On this day thirty years ago, Manchester United shook the football world without it knowing. Alex Ferguson's appointment as manager on November 6th 1986 has proved to be among the most defining football decisions of the twentieth century, but it took United's rivals some time to wake up to Ferguson's genius. By then, for many, it was too late.
But the tremors were felt immediately closer to home. To make way for Ferguson's appointment, Ron Atkinson had to be sacked. Journalist and United fan Andy Mitten remembers the day of Atkinson's sacking, as it cut ice in his school, just three miles from Old Trafford.
I was thirteen and I can remember vividly being at school. Atkinson being sacked was a big deal.

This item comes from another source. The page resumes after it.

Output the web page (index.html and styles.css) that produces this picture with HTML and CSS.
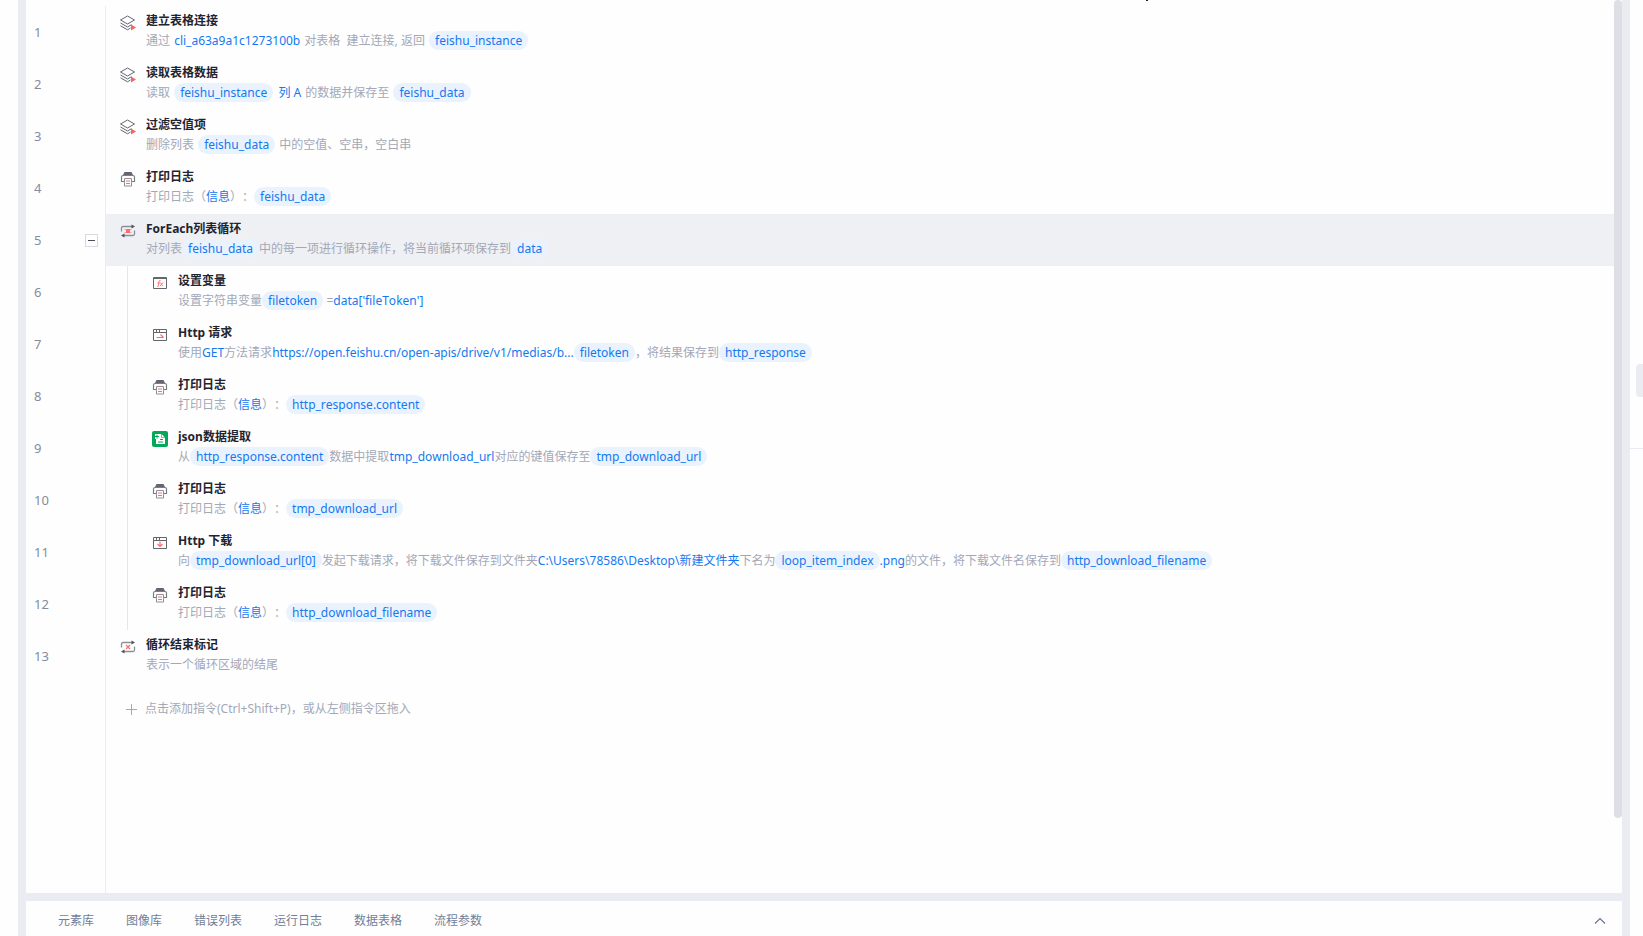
FILE: index.html
```html
<!DOCTYPE html>
<html lang="zh-CN">
<head>
    <meta charset="UTF-8">
    <meta name="viewport" content="width=device-width, initial-scale=1.0">
    <title>流程编辑</title>
    <link rel="stylesheet" href="styles.css">
</head>
<body>
    <svg class="sprite" aria-hidden="true">
        <symbol id="icon-layers" viewBox="0 0 16 16">
            <g fill="none" stroke="#63666f" stroke-linejoin="round">
                <path d="M7.5 1 14.5 5 7.5 9 .5 5z"/>
                <path d="M.5 8 7.5 12 11.500 9.700"/>
                <path d="M.5 10.8 7.5 14.8 10.5 13"/>
            </g>
            <path d="M11 9.500 16 12.500 11 15.500z" fill="#ff6060"/>
        </symbol>
        <symbol id="icon-print" viewBox="0 0 16 16">
            <path d="M4.500 1h7l1.500 3H3z" fill="#63666f"/>
            <path d="M4 10.500H1.500v-4.500q0-1.500 1.500-1.500h10q1.500 0 1.500 1.500v4.500H12" fill="none" stroke="#7b7e86" stroke-width="1.200"/>
            <path d="M4.500 7.500h7v7.500h-7z" fill="#fff" stroke="#8c8f96"/>
            <path d="M6 10h4M6 12.500h4" stroke="#ff6b6b" stroke-width="1.200"/>
        </symbol>
        <symbol id="icon-loop" viewBox="0 0 16 16">
            <path d="M1.500 8.500V5q0-1.500 1.500-1.500h9M14.500 7.500V11q0 1.500-1.500 1.500H4" fill="none" stroke="#8c8f96" stroke-width="1.300"/>
            <path d="M11.500 1.500 15 3.500 11.500 5.500zM4.500 10.500 1 12.500 4.500 14.500z" fill="#50535c"/>
            <path d="M4.500 6.500h7M4.500 9.500h7" stroke="#ffa3a3"/>
            <path d="M6 6h4v4H6z" fill="#ff6b6b"/>
        </symbol>
        <symbol id="icon-loop-end" viewBox="0 0 16 16">
            <path d="M1.500 8.500V5q0-1.500 1.500-1.500h9M14.500 7.500V11q0 1.500-1.500 1.500H4" fill="none" stroke="#8c8f96" stroke-width="1.300"/>
            <path d="M11.500 1.500 15 3.500 11.500 5.500zM4.500 10.500 1 12.500 4.500 14.500z" fill="#50535c"/>
            <path d="M6 6 10 10M10 6 6 10" stroke="#ff6b6b" stroke-width="1.200"/>
        </symbol>
        <symbol id="icon-variable" viewBox="0 0 16 16">
            <path d="M1.500 2.500h13v11h-13zM1.500 3.500h13" fill="none" stroke="#63666f"/>
            <path d="M8.500 5.500Q7 5.200 6.900 7L6.300 11Q6 12 5 11.700M5.500 8h2.500M8.500 7.500l2.200 3.700M11 7.500l-3 3.700" fill="none" stroke="#ff6b6b" stroke-width=".9"/>
        </symbol>
        <symbol id="icon-request" viewBox="0 0 16 16">
            <path d="M1.500 2.500h13v11h-13zM1.500 5.500h13M4.500 3v2M7.500 3v2" fill="none" stroke="#63666f"/>
            <path d="M4.500 10.500h7M8.500 7.500l3 3" fill="none" stroke="#ff6b6b" stroke-width="1.200"/>
        </symbol>
        <symbol id="icon-download" viewBox="0 0 16 16">
            <path d="M1.500 2.500h13v11h-13zM1.500 5.500h13M4.500 3v2M7.500 3v2" fill="none" stroke="#63666f"/>
            <path d="M8 6.500v5M5.500 9 8 11.500 10.500 9" fill="none" stroke="#ff6b6b" stroke-width="1.200"/>
        </symbol>
        <symbol id="icon-json" viewBox="0 0 16 16">
            <rect width="16" height="16" rx="2" fill="#04a85b"/>
            <path d="M3 3h6.500L13 6.500V13H4V8H3z" fill="#fff"/>
            <path d="M9.500 3v3.500H13" fill="none" stroke="#04a85b" stroke-width=".6"/>
            <path d="M3 5.500h4M5 3.500v4M8 8.500h3M6 11h5" stroke="#04a85b"/>
        </symbol>
    </svg>

    <main class="editor">
        <div class="workspace">
            <ol class="gutter">
                <li>1</li>
                <li>2</li>
                <li>3</li>
                <li>4</li>
                <li>5<button class="fold" type="button" aria-label="折叠"></button></li>
                <li>6</li>
                <li>7</li>
                <li>8</li>
                <li>9</li>
                <li>10</li>
                <li>11</li>
                <li>12</li>
                <li>13</li>
            </ol>
            <div class="flow">
                <div class="step spaced">
                    <svg class="icon"><use href="#icon-layers"/></svg>
                    <div class="step-text">
                        <h3>建立表格连接</h3>
                        <p>通过 <b>cli_a63a9a1c1273100b</b> 对表格 &nbsp;建立连接, 返回 <span class="var">feishu_instance</span></p>
                    </div>
                </div>
                <div class="step spaced">
                    <svg class="icon"><use href="#icon-layers"/></svg>
                    <div class="step-text">
                        <h3>读取表格数据</h3>
                        <p>读取 <span class="var">feishu_instance</span> <b>列 A</b> 的数据并保存至 <span class="var">feishu_data</span></p>
                    </div>
                </div>
                <div class="step spaced">
                    <svg class="icon"><use href="#icon-layers"/></svg>
                    <div class="step-text">
                        <h3>过滤空值项</h3>
                        <p>删除列表 <span class="var">feishu_data</span> 中的空值、空串，空白串</p>
                    </div>
                </div>
                <div class="step">
                    <svg class="icon"><use href="#icon-print"/></svg>
                    <div class="step-text">
                        <h3>打印日志</h3>
                        <p>打印日志（<b>信息</b>）：<span class="var">feishu_data</span></p>
                    </div>
                </div>
                <div class="step selected">
                    <svg class="icon"><use href="#icon-loop"/></svg>
                    <div class="step-text">
                        <h3>ForEach列表循环</h3>
                        <p>对列表<span class="var">feishu_data</span>中的每一项进行循环操作，将当前循环项保存到<span class="var">data</span></p>
                    </div>
                </div>
                <div class="loop-body">
                    <div class="step">
                        <svg class="icon"><use href="#icon-variable"/></svg>
                        <div class="step-text">
                            <h3>设置变量</h3>
                            <p>设置字符串变量<span class="var">filetoken</span> =<b>data['fileToken']</b></p>
                        </div>
                    </div>
                    <div class="step">
                        <svg class="icon"><use href="#icon-request"/></svg>
                        <div class="step-text">
                            <h3>Http 请求</h3>
                            <p>使用<b>GET</b>方法请求<b>https://open.feishu.cn/open-apis/drive/v1/medias/b...</b><span class="var">filetoken</span>，将结果保存到<span class="var">http_response</span></p>
                        </div>
                    </div>
                    <div class="step">
                        <svg class="icon"><use href="#icon-print"/></svg>
                        <div class="step-text">
                            <h3>打印日志</h3>
                            <p>打印日志（<b>信息</b>）：<span class="var">http_response.content</span></p>
                        </div>
                    </div>
                    <div class="step">
                        <svg class="icon"><use href="#icon-json"/></svg>
                        <div class="step-text">
                            <h3>json数据提取</h3>
                            <p>从<span class="var">http_response.content</span>数据中提取<b>tmp_download_url</b>对应的键值保存至<span class="var">tmp_download_url</span></p>
                        </div>
                    </div>
                    <div class="step">
                        <svg class="icon"><use href="#icon-print"/></svg>
                        <div class="step-text">
                            <h3>打印日志</h3>
                            <p>打印日志（<b>信息</b>）：<span class="var">tmp_download_url</span></p>
                        </div>
                    </div>
                    <div class="step">
                        <svg class="icon"><use href="#icon-download"/></svg>
                        <div class="step-text">
                            <h3>Http 下载</h3>
                            <p>向<span class="var">tmp_download_url[0]</span>发起下载请求，将下载文件保存到文件夹<b>C:\Users\78586\Desktop\新建文件夹</b>下名为<span class="var">loop_item_index</span><b>.png</b>的文件，将下载文件名保存到<span class="var">http_download_filename</span></p>
                        </div>
                    </div>
                    <div class="step">
                        <svg class="icon"><use href="#icon-print"/></svg>
                        <div class="step-text">
                            <h3>打印日志</h3>
                            <p>打印日志（<b>信息</b>）：<span class="var">http_download_filename</span></p>
                        </div>
                    </div>
                </div>
                <div class="step">
                    <svg class="icon"><use href="#icon-loop-end"/></svg>
                    <div class="step-text">
                        <h3>循环结束标记</h3>
                        <p>表示一个循环区域的结尾</p>
                    </div>
                </div>
                <button class="add-step" type="button">
                    <svg width="11" height="11" viewBox="0 0 11 11"><path d="M0 5.500h11M5.500 0v11" stroke="#a3a8b8"/></svg>
                    点击添加指令(Ctrl+Shift+P)，或从左侧指令区拖入
                </button>
            </div>
            <div class="scrollbar"><div class="thumb"></div></div>
            <div class="pointer"></div>
        </div>
        <nav class="tabs">
            <button type="button">元素库</button>
            <button type="button">图像库</button>
            <button type="button">错误列表</button>
            <button type="button">运行日志</button>
            <button type="button">数据表格</button>
            <button type="button">流程参数</button>
            <button class="expand" type="button" aria-label="展开">
                <svg width="12" height="8" viewBox="0 0 12 8"><path d="M1 6.500 6 1.500 11 6.500" fill="none" stroke="#68758f" stroke-width="1.200"/></svg>
            </button>
        </nav>
    </main>
    <aside class="side">
        <div class="side-top"><div class="handle"></div></div>
    </aside>
</body>
</html>
```

FILE: styles.css
```css
* {
    box-sizing: border-box;
}

body {
    margin: 0;
    padding-left: 18px;
    height: 100vh;
    display: flex;
    overflow: hidden;
    background: #fefefe;
    color: #a3a8b8;
    font-family: "Noto Sans", "Noto Sans CJK SC", sans-serif;
    font-size: 12px;
    line-height: 20px;
    font-kerning: none;
    text-spacing-trim: space-all;
}

button {
    padding: 0;
    border: none;
    background: none;
    color: inherit;
    font: inherit;
    font-kerning: none;
    cursor: pointer;
}

.sprite {
    position: absolute;
    width: 0;
    height: 0;
}

.editor {
    flex: 1;
    min-width: 0;
    display: flex;
    flex-direction: column;
    border: solid #ebecf1;
    border-width: 0 8px;
}

.workspace {
    position: relative;
    flex: 1;
    min-height: 0;
    display: flex;
}

/* line numbers */
.gutter {
    width: 80px;
    margin: 6px 0 0;
    padding: 0 7px 0 8px;
    border-right: 1px solid #ebecf1;
    list-style: none;
    color: #858c9c;
    font-size: 13px;
}

.gutter li {
    height: 52px;
    display: flex;
    align-items: center;
    justify-content: space-between;
}

.fold {
    width: 13px;
    height: 13px;
    display: flex;
    align-items: center;
    justify-content: center;
    border: 1px solid #d9dadf;
    background: #fff;
}

.fold::before {
    content: "";
    width: 7px;
    height: 1px;
    background: #4a4d55;
}

/* steps */
.flow {
    flex: 1;
    min-width: 0;
    padding-top: 6px;
}

.step {
    height: 52px;
    padding: 5px 14px;
    display: flex;
    gap: 10px;
    white-space: nowrap;
}

.step.selected {
    background: #eff0f4;
}

.icon {
    width: 16px;
    height: 16px;
    margin-top: 4px;
    flex: none;
}

.step h3 {
    margin: 0;
    color: #1f2430;
    font-size: 12px;
    font-weight: bold;
}

.step p {
    margin: 0;
}

.step b {
    color: #1479f0;
    font-weight: normal;
}

.var {
    display: inline-block;
    height: 19px;
    padding: 0 6px;
    border-radius: 10px;
    background: #eaf2fe;
    color: #1479f0;
    line-height: 19px;
}

.spaced b,
.spaced .var {
    margin: 0 1px;
}

.loop-body {
    margin-left: 21px;
    border-left: 1px solid #e6e7eb;
}

.loop-body .step {
    padding-left: 24px;
}

.add-step {
    height: 54px;
    padding-left: 20px;
    display: flex;
    align-items: center;
    gap: 8px;
}

.scrollbar {
    width: 8px;
}

.thumb {
    height: 818px;
    max-height: 100%;
    border-radius: 4px;
    background: #dedfe4;
}

/* tip of the mouse pointer at the top edge */
.pointer {
    position: absolute;
    top: 0;
    left: 1120px;
    width: 2px;
    height: 1px;
    background: #222;
}

/* bottom tabs */
.tabs {
    flex: none;
    height: 43px;
    padding: 4px 16px 0 32px;
    display: flex;
    align-items: center;
    gap: 32px;
    border-top: 8px solid #ebecf1;
    color: #727e98;
}

.expand {
    display: flex;
    margin-left: auto;
}

/* collapsed right panel */
.side {
    width: 13px;
}

.side-top {
    height: 48%;
    display: flex;
    align-items: flex-end;
    justify-content: flex-end;
    padding-bottom: 51px;
    border-bottom: 1px solid #ebecf1;
}

.handle {
    width: 7px;
    height: 33px;
    border-radius: 4px 0 0 4px;
    background: #ebecf1;
}
```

When it happened, I remember it as huge news. It went around school, 'Atkinson's been sacked, Atkinson's been sacked', and it became a joke because three days later, people were still saying it. But these were the days before mobile phones, so how do you get information at school? Someone must have been listening to the radio outside.
There was so much uncertainty, teachers had to tell us of the news. Lessons were paused, and this was about Atkinson being sacked, not Ferguson arriving. Maybe if the teacher was into football he'd pass an opinion, but if he wasn't he'd say you're here to study, and not talk abut frivolous things like football.
Ferguson would become defined by his seemingly pathological aversion to frivolity: a trait which distinguished him somewhat from Atkinson, in the eyes of United chairman Martin Edwards.
Form was poor when Atkinson was sacked: United sat in the bottom four in the First Division having played a third of their league games. Yet he had some credit in the bank. His team had faltered in the league the year previous, but were, at times, electric: they won their first ten games of the season, before a lack of squad depth exacerbated injuries to first-teamers allowed Dalglish's Liverpool recover from a slow start to capture the title with the remorseless inevitability Ferguson would make his own.
Atkinson was also popular, and his two FA Cups along with regular top four finishes made him United's most successful manager since Matt Busby. So while results were poor when Atkinson was sacked, the mood among United supporters would be nothing like the hysteria that would meet a poor run these days: expectations were not as high; United had been relegated the decade previous and hadn't won the league since 1967.
There were other reasons behind Atkinson's departure, as Mitten elucidates.
Speaking in the past to Martin Edwards [then the United chairman], he felt that Ron Atkinson had taken his eye off the ball during the World Cup of that summer. He was in Mexico, when Martin Edwards felt he should have been in Manchester.
It was just Martin Edwards' opinion, but at Old Trafford, he was the decision-maker.
Atkinson was working as a TV pundit at the 1986 World Cup, and his stint in Mexico added further anxiety to Edwards' perception that he was not fully committed to the job. Atkinson had also gone through personal issues, and was dealing with a divorce.
There was also an issue in that Atkinson was aware that United had sounded out Ferguson long before dismissing him.
So as Atkinson left the job having fixed his gaze further afield, Ferguson took the job with his focus fixed squarely on Manchester. Atkinson did not dismiss youth development - he gave Mark Hughes and Norman Whiteside their debuts - but the club were becoming worried at the fact that they were missing out on top Manchester talent. Ferguson hired an extensive scouting network to ensure he didn't lose out on any local talent, and then began scouting the rest of the UK and Ireland to an extent nobody else ever had.
This would ultimately prove fruitful, but Ferguson had to roll with the punches in the first couple of seasons. A second-placed finish in his first full season showed progress but masked a chasm between themselves and Liverpool, and they ultimately drifted further away: there followed an eleventh place finish in 88/89, and they dropped to thirteenth the following year.
When things were going awry for Ferguson in his first couple of seasons, he stressed the need for patience, that the group that now market themselves as the 'Class of '92' would form the bedrock of a squad capable of competing.
He was ultimately proved correct, despite the odd 'Ta-ra Fergie' banner at Old Trafford.
The irony is that Ferguson achieved success thanks to the patience his success has now deemed unacceptable at United.
The tremors are still being felt at home.